(Front-end source files)

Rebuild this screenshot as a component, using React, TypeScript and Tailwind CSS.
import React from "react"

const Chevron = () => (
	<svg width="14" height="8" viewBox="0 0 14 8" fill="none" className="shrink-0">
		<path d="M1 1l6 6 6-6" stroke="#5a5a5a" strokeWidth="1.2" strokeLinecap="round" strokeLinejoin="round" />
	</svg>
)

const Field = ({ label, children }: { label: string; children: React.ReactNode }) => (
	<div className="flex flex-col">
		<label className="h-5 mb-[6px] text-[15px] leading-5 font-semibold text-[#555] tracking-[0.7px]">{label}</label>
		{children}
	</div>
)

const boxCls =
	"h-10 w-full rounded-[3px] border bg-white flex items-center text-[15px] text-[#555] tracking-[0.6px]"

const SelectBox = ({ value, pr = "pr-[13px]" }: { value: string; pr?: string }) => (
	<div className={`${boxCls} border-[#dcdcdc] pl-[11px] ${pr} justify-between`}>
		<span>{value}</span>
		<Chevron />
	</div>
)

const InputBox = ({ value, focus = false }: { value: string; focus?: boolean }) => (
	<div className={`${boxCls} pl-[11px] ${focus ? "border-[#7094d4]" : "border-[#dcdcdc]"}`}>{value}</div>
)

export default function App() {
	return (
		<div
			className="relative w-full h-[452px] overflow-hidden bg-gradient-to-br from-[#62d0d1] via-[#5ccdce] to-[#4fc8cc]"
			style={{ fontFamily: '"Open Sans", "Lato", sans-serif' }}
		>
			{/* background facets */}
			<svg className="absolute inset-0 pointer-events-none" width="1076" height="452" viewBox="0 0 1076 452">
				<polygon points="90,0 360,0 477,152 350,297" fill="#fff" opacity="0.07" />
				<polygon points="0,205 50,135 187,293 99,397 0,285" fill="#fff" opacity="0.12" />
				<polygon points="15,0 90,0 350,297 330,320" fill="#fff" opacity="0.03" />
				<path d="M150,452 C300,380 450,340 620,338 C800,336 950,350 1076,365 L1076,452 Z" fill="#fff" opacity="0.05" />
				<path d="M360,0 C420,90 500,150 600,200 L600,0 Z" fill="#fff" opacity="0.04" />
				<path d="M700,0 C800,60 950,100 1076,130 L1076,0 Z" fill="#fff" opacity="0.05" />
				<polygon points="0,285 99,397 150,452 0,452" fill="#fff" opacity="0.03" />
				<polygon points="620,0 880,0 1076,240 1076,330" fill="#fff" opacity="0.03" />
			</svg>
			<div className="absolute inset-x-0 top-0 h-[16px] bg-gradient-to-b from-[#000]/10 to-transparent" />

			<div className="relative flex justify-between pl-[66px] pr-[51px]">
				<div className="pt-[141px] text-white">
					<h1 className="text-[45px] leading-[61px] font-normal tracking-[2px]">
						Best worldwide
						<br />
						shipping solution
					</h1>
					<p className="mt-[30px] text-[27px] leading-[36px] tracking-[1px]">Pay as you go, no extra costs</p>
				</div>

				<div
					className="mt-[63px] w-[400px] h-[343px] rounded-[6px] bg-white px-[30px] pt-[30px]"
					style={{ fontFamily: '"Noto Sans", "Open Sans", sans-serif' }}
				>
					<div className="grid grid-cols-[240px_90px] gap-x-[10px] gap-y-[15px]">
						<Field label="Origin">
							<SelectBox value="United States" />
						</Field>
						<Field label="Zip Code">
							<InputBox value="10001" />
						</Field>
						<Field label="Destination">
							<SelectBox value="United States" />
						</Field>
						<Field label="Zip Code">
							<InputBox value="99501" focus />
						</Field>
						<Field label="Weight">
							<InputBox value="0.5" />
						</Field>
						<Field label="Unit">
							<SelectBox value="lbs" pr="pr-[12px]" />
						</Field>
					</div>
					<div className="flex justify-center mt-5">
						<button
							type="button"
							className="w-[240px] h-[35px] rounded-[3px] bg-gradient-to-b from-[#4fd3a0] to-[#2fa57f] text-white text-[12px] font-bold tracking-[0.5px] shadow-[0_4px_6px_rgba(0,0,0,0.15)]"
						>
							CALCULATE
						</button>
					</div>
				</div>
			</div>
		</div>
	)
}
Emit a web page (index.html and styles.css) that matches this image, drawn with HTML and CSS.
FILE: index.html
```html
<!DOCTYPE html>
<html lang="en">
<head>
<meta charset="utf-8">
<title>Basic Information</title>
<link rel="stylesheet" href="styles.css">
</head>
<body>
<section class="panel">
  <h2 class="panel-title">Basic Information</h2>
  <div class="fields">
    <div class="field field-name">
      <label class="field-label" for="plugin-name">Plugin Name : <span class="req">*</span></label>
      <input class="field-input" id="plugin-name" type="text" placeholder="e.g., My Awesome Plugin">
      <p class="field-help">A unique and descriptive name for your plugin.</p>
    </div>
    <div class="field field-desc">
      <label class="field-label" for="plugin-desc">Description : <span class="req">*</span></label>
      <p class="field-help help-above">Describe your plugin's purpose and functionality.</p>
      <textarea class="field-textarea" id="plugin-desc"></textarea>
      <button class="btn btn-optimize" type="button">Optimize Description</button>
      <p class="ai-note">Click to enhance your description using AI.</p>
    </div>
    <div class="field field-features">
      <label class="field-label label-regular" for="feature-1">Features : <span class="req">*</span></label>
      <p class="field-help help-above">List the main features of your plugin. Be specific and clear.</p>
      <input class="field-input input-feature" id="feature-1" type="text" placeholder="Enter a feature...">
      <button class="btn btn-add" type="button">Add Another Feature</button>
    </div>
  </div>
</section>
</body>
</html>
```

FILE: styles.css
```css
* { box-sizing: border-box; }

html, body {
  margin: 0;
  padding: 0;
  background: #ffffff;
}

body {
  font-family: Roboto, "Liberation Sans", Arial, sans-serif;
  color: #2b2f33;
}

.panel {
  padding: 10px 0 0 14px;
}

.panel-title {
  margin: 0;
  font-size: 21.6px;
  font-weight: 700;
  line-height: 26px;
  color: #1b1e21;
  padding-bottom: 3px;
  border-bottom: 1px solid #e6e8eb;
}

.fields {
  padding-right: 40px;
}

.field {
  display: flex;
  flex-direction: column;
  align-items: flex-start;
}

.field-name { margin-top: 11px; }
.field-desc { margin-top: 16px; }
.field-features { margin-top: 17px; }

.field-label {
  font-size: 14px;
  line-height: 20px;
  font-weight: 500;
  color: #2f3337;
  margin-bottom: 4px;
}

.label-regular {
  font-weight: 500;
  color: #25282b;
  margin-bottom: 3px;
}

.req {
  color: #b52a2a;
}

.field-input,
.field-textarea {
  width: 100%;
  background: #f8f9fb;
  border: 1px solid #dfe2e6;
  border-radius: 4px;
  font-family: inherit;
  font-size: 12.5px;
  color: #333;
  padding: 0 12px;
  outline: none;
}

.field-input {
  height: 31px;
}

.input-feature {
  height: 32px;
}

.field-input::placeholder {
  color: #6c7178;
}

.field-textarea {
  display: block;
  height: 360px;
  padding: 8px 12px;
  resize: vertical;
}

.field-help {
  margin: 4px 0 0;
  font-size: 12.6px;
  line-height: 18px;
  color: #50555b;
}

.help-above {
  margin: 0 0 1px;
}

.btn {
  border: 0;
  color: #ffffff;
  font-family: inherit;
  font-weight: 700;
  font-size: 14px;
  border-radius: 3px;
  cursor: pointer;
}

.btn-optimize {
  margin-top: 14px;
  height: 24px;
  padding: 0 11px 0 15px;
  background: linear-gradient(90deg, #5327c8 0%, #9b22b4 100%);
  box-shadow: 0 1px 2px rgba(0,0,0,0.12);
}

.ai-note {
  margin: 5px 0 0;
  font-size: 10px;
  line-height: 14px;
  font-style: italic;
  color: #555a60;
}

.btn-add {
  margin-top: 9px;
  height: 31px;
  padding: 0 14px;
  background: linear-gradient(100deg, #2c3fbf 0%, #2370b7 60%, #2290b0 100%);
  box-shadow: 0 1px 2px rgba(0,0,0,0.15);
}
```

==

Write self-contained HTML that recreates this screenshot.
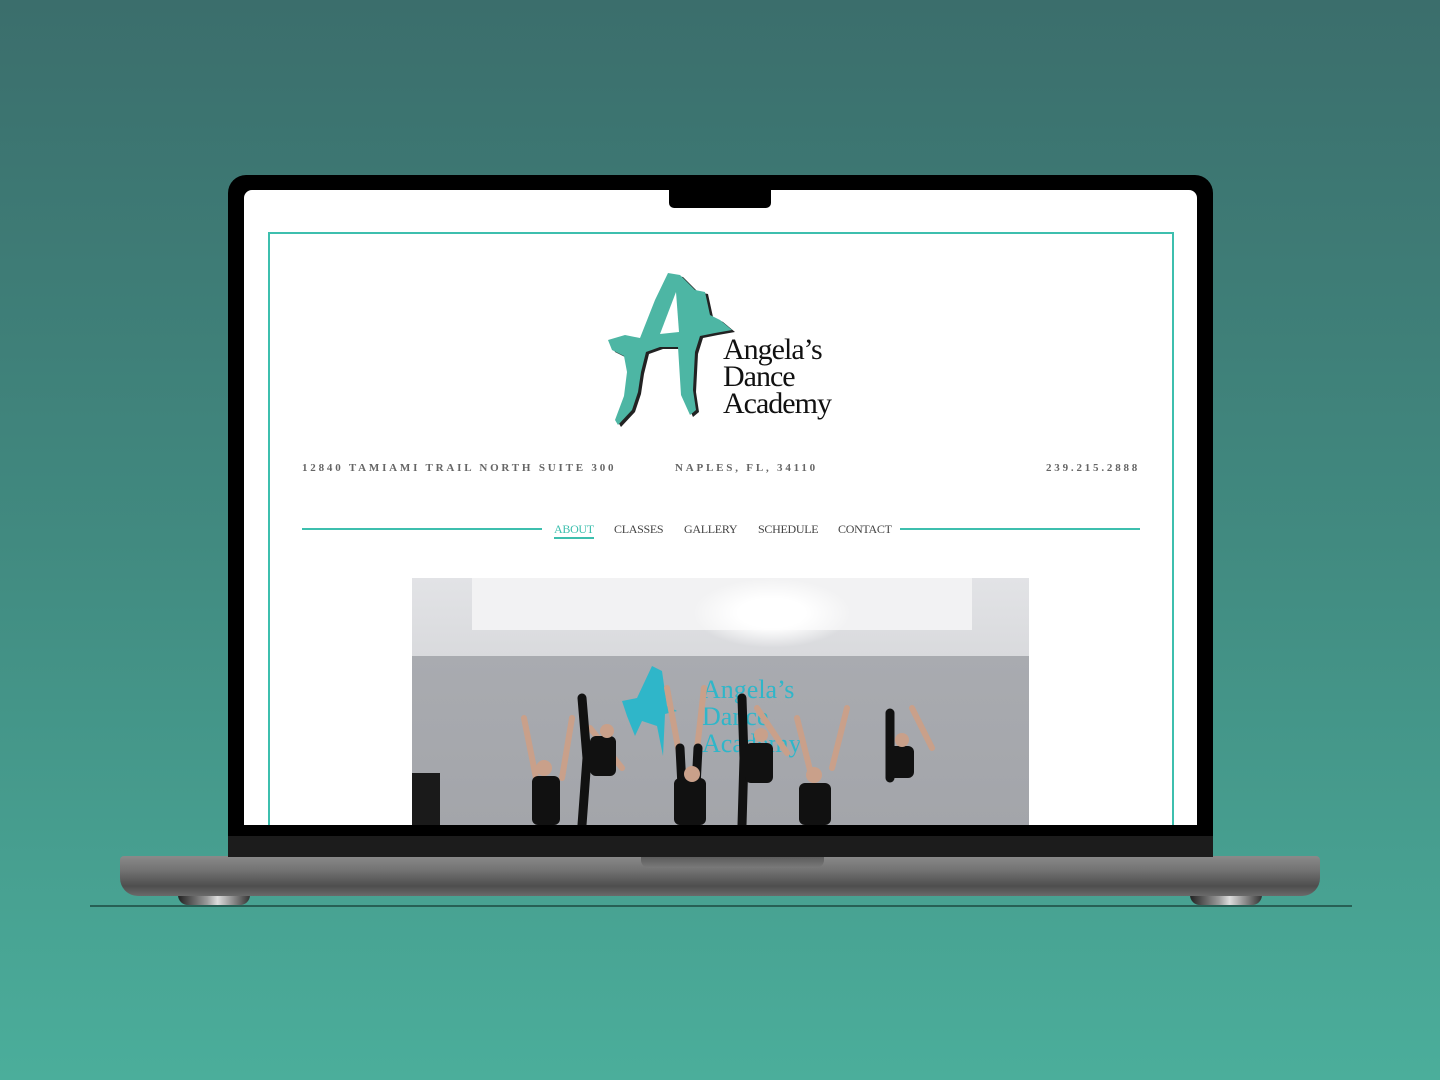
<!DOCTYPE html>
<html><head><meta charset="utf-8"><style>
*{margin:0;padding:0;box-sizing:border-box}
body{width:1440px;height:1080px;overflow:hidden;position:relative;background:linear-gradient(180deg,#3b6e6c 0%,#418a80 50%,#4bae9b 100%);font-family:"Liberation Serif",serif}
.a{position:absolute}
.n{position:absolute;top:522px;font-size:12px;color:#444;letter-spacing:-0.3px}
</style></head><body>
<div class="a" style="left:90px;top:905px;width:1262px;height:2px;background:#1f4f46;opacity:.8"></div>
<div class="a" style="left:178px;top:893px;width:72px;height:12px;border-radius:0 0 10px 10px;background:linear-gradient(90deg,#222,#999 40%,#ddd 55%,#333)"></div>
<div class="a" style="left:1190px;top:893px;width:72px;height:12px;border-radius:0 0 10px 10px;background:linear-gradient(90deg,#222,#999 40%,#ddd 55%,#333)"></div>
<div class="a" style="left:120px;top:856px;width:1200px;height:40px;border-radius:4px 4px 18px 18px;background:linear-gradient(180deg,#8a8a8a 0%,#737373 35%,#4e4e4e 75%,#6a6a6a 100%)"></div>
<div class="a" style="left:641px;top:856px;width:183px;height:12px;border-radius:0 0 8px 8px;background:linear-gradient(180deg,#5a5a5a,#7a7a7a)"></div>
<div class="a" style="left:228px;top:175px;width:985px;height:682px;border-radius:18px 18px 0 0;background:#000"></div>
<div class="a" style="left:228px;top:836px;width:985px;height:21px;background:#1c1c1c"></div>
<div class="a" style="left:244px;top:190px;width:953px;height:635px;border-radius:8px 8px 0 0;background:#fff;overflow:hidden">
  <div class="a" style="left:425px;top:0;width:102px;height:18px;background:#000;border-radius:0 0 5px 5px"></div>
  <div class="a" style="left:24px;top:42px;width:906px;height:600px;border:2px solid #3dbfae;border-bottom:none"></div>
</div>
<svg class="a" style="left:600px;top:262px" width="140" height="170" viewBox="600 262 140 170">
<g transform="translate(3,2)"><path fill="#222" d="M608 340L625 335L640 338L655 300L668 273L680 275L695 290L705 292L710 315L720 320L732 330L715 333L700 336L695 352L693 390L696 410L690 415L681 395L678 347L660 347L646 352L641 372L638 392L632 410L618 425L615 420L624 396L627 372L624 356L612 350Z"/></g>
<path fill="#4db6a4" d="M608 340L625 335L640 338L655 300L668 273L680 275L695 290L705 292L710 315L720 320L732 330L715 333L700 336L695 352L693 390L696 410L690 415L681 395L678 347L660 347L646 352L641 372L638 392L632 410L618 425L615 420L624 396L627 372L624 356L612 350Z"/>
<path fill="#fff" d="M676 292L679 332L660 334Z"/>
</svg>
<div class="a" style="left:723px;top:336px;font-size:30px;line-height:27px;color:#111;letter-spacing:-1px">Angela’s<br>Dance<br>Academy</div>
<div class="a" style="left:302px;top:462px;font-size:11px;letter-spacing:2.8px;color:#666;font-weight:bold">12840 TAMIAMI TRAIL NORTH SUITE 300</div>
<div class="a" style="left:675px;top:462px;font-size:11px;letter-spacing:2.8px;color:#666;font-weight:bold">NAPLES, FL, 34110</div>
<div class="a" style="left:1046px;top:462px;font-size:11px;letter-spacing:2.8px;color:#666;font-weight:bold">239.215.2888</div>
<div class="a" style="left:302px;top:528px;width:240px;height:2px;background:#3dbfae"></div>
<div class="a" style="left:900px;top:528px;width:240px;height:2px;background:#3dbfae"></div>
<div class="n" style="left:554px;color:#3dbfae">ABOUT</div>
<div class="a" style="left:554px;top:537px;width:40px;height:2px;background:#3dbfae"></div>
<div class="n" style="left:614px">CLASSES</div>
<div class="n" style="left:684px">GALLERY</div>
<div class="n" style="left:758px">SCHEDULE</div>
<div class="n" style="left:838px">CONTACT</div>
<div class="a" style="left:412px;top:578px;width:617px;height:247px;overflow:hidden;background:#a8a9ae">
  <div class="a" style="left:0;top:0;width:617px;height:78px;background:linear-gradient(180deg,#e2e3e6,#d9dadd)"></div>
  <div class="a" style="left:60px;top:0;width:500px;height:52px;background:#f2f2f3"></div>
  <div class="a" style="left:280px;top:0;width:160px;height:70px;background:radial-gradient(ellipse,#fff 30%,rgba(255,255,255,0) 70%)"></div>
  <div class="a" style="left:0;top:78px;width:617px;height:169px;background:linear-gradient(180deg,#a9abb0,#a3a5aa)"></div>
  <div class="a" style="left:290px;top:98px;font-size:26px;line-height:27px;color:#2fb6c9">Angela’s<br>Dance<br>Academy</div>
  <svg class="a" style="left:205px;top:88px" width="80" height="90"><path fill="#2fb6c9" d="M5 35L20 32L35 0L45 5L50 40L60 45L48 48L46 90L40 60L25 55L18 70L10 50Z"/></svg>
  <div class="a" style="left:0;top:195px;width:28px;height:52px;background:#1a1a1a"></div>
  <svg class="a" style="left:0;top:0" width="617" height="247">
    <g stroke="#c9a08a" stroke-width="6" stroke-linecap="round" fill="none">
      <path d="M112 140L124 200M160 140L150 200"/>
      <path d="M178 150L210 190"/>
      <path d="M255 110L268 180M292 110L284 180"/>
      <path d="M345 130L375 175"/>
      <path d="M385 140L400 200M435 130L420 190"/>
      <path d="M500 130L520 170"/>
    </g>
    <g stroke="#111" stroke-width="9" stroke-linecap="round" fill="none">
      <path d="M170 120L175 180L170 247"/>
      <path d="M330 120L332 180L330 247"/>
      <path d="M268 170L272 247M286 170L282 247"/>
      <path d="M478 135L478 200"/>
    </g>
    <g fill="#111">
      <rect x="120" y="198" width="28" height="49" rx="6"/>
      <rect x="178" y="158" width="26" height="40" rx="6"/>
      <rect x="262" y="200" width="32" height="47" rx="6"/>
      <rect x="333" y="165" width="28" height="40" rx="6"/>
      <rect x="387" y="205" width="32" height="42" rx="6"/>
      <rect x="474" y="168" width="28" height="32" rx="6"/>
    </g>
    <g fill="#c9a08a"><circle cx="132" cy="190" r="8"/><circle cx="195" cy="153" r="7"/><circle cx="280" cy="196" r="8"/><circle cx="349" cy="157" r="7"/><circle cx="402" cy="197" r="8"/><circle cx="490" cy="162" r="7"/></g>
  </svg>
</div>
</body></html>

▶ What the exercise asks: Working from the data above, extract solely the lines from the one containing "Rebuild this screenshot" through the one containing "w-full rounded-[3px] border", exactly as they appear, both included.

▶ Output for this task:
Rebuild this screenshot as a component, using React, TypeScript and Tailwind CSS.
import React from "react"

const Chevron = () => (
	<svg width="14" height="8" viewBox="0 0 14 8" fill="none" className="shrink-0">
		<path d="M1 1l6 6 6-6" stroke="#5a5a5a" strokeWidth="1.2" strokeLinecap="round" strokeLinejoin="round" />
	</svg>
)

const Field = ({ label, children }: { label: string; children: React.ReactNode }) => (
	<div className="flex flex-col">
		<label className="h-5 mb-[6px] text-[15px] leading-5 font-semibold text-[#555] tracking-[0.7px]">{label}</label>
		{children}
	</div>
)

const boxCls =
	"h-10 w-full rounded-[3px] border bg-white flex items-center text-[15px] text-[#555] tracking-[0.6px]"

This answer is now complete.